Es stellt sich die Frage, ob 21 Jahre als Primetime-Kommissar die künftigen Einsatzmöglichkeiten nicht ein-, ja beschränken. Durch jede Rolle, die Hoppe spielen wird, wird für den Zuschauer der Kopper durchscheinen. Und ob der Darsteller tatsächlich die Kapazität besitzt, über seinen „Tatort“-Kopper hinaus Figuren zu interpretieren?
Das Fiktionsfernsehen ist eine große Prägemaschine, die ihr (wiederkehrendes) Personal bis zur Kenntlichkeit fixiert und die Erwartungen des Publikums gleich mit. Eine Lebens-, selbst eine Lebensabschnittsrolle kann gefährlich werden. Ich behaupte mal, dass der Professor Brinkmann in der „Schwarzwaldklinik“ den Burgschauspieler Klausjürgen Wussow künstlerisch ruiniert hat.
Natürlich ist gutes Aus- und Einkommen möglich. Heide Keller war sagenhafte 36 Jahre lang die Chefhostess Beatrice auf dem ZDF-„Traumschiff“. Jetzt hat sie freiwillig abgemustert. Die Schauspielerin hofft auf neue Rollen, in denen sie so alt aussehen darf, wie sie ist: 78.
Drehen mit 78? Warum nicht
Könnte einer sagen, jetzt ist mal gut, aufhören wäre eine Option. Zweierlei: Das Medium kennt in seinen Serien und Filmen keine Altersgrenze. Warum auch, das Leben kennt sie auch nicht, also werden 78-jährige Schauspielerinnen für 78-jährige Frauenfiguren gebraucht. Schauspielerei ist ein so anderer Beruf als Dachdecker zum Beispiel, wo nach Jahren körperlicher Anstrengung mit Ende 50 das letzte Dach gedeckt ist. Solche Grenzen kennen Schauspielerinnen und Schauspieler nicht, wollen sie eigener Bedeutung und Eitelkeit wegen nach auch nicht kennen. Und dann ist dieser Künstlerberuf auch einer, in dem mit Vakanzen, einem Mangel an Angeboten immer gerechnet muss.
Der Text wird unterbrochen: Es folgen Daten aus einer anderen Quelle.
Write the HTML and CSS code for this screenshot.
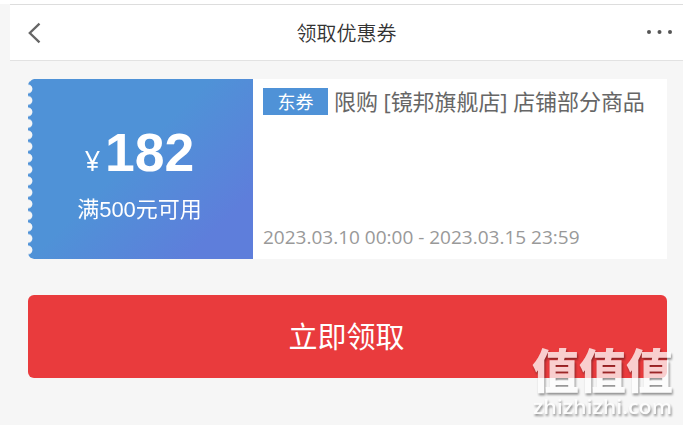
FILE: index.html
```html
<!DOCTYPE html>
<html lang="zh-CN">
<head>
<meta charset="utf-8">
<title>领取优惠券</title>
<link rel="stylesheet" href="styles.css">
</head>
<body>
<header class="bar">
  <svg class="back" width="14" height="22" viewBox="0 0 14 22"><path d="M12.5 1.6 2.8 11l9.7 9.4" fill="none" stroke="#666" stroke-width="2.3"/></svg>
  <h1 class="title">领取优惠券</h1>
  <svg class="more" width="28" height="6" viewBox="0 0 28 6" fill="#555"><circle cx="3" cy="2" r="2"/><circle cx="13.5" cy="2" r="2"/><circle cx="24" cy="2" r="2"/></svg>
</header>
<main class="content">
  <section class="coupon">
    <div class="value">
      <div class="price"><span class="yen">¥</span><strong class="amount">182</strong></div>
      <div class="limit">满500元可用</div>
    </div>
    <div class="detail">
      <div class="heading"><span class="tag">东券</span><span class="name">限购 [镜邦旗舰店] 店铺部分商品</span></div>
      <div class="period"><span class="dates">2023.03.10 00:00 - 2023.03.15 23:59</span></div>
    </div>
  </section>
  <button class="claim">立即领取</button>
</main>
<div class="mark">
  <svg width="160" height="88" viewBox="0 0 160 88">
    <text class="mark-cn" x="13" y="53" textLength="141" lengthAdjust="spacingAndGlyphs">值值值</text>
    <text class="mark-en" x="14" y="79" textLength="139" lengthAdjust="spacingAndGlyphs">zhizhizhi.com</text>
  </svg>
</div>
</body>
</html>
```

FILE: styles.css
```css
* { box-sizing: border-box; }
body {
  margin: 0;
  height: 425px;
  overflow: hidden;
  background: #f6f6f6;
  border-top: 4px solid #fff;
  font-family: "Open Sans", "Noto Sans CJK SC", sans-serif;
}
.bar {
  display: flex;
  align-items: center;
  justify-content: space-between;
  height: 57px;
  margin-left: 10px;
  padding: 0 9px 0 17px;
  background: #fff;
  border-top: 1px solid #ddd;
  border-bottom: 1px solid #e2e2e2;
}
.back, .more { display: block; }
.title {
  margin: 2px 0 0 6px;
  font-size: 20px;
  line-height: 28px;
  font-weight: 350;
  color: #333;
}
.content { padding: 18px 16px 0 28px; }
.coupon {
  display: flex;
  height: 180px;
  background: linear-gradient(to right, transparent 225px, #fff 225px);
}
.value {
  width: 225px;
  padding-top: 44px;
  padding-right: 2px;
  border-radius: 6px 0 0 6px;
  color: #fff;
  text-align: center;
  background: linear-gradient(135deg, #4f92d7 0%, #4f92d7 45%, #5e7edb 84%, #5e7edb 100%);
  -webkit-mask: radial-gradient(circle at 0 50%, transparent 4px, #000 4.8px) 0 4.2px / 100% 11.5px;
  mask: radial-gradient(circle at 0 50%, transparent 4px, #000 4.8px) 0 4.2px / 100% 11.5px;
}
.price {
  display: flex;
  justify-content: center;
  align-items: baseline;
  gap: 5px;
  height: 60px;
  line-height: 60px;
  font-family: "Liberation Sans", sans-serif;
}
.yen { font-family: "Open Sans", sans-serif; font-size: 27px; }
.amount { font-size: 53.5px; }
.limit {
  margin-top: 11px;
  font: 22px/32px "Liberation Sans", "Noto Sans CJK SC", sans-serif;
}
.detail {
  flex: 1;
  display: flex;
  flex-direction: column;
  justify-content: space-between;
  padding: 9px 10px 7px;
}
.heading { display: flex; align-items: center; gap: 6px; white-space: nowrap; }
.tag {
  width: 65px;
  height: 27px;
  background: #4f92d7;
  color: #fff;
  font-size: 18px;
  line-height: 28px;
  text-align: center;
}
.name { font-size: 22px; line-height: 27px; letter-spacing: -.06px; color: #666; }
.period { font-size: 19px; line-height: 30px; color: #999; white-space: nowrap; }
.claim {
  display: block;
  width: 100%;
  height: 83px;
  margin-top: 36px;
  padding: 0 2px 3px 0;
  border: 0;
  border-radius: 6px;
  background: #e93b3d;
  color: #fff;
  font: 29px/80px "Noto Sans CJK SC", sans-serif;
}
.mark {
  position: absolute;
  left: 519px;
  top: 335px;
  opacity: .75;
  filter: drop-shadow(1px 2px 1px rgba(0, 0, 0, .55));
}
.mark svg { display: block; }
.mark-cn { font: 900 47px "Liberation Sans", "Noto Sans CJK SC", sans-serif; fill: #fff; }
.mark-en { font: 600 20px "Open Sans", sans-serif; fill: #fff; }
```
Fürs Alter vorsorgen ist eine Herausforderung, die der eine oder die andere nicht eigenständig bewältigen konnte. Da muss gedreht werden, solange die Füße tragen, respektive die Texte gemerkt werden können. Die Existenzangst spielt stets mit.
Robert Atzorn hört mit 72 auf
Umso bemerkenswerter, weil selten, ist die Entscheidung eines Robert Atzorn. Der Schauspieler hat Ende 2017 seine Karriere beendet. Er war nicht gebeten noch genötigt worden, er selbst hat das so entschieden. Er war „Lehrer Dr. Specht“, er hat mit „Oh Gott, Herr Pfarrer“ der Kirche mehr genutzt als jeder (deutsche) Papst nach ihm. Und dann das: Je älter Atzorn wurde, desto prägender, prägnanter, wenn man so will, desto unpopulärer wurden die Rollenfiguren dieses überaus populären Schauspielers: Demenzkranke, Alkoholiker, 2012 der Vize-Polizeichef Wolfgang Daschner, der im Entführungsfall des Jakob von Metzler vor der Androhung von Folter nicht zurückschrecken wollte.
Robert Atzorn hat sich gegen Altersrollen, gegen ein Alterswerk entschieden. Mit 72 soll das Leben bringen, wovor sich nicht nur andere 72-jährige Schauspieler fürchten: Zeit ohne Arbeit.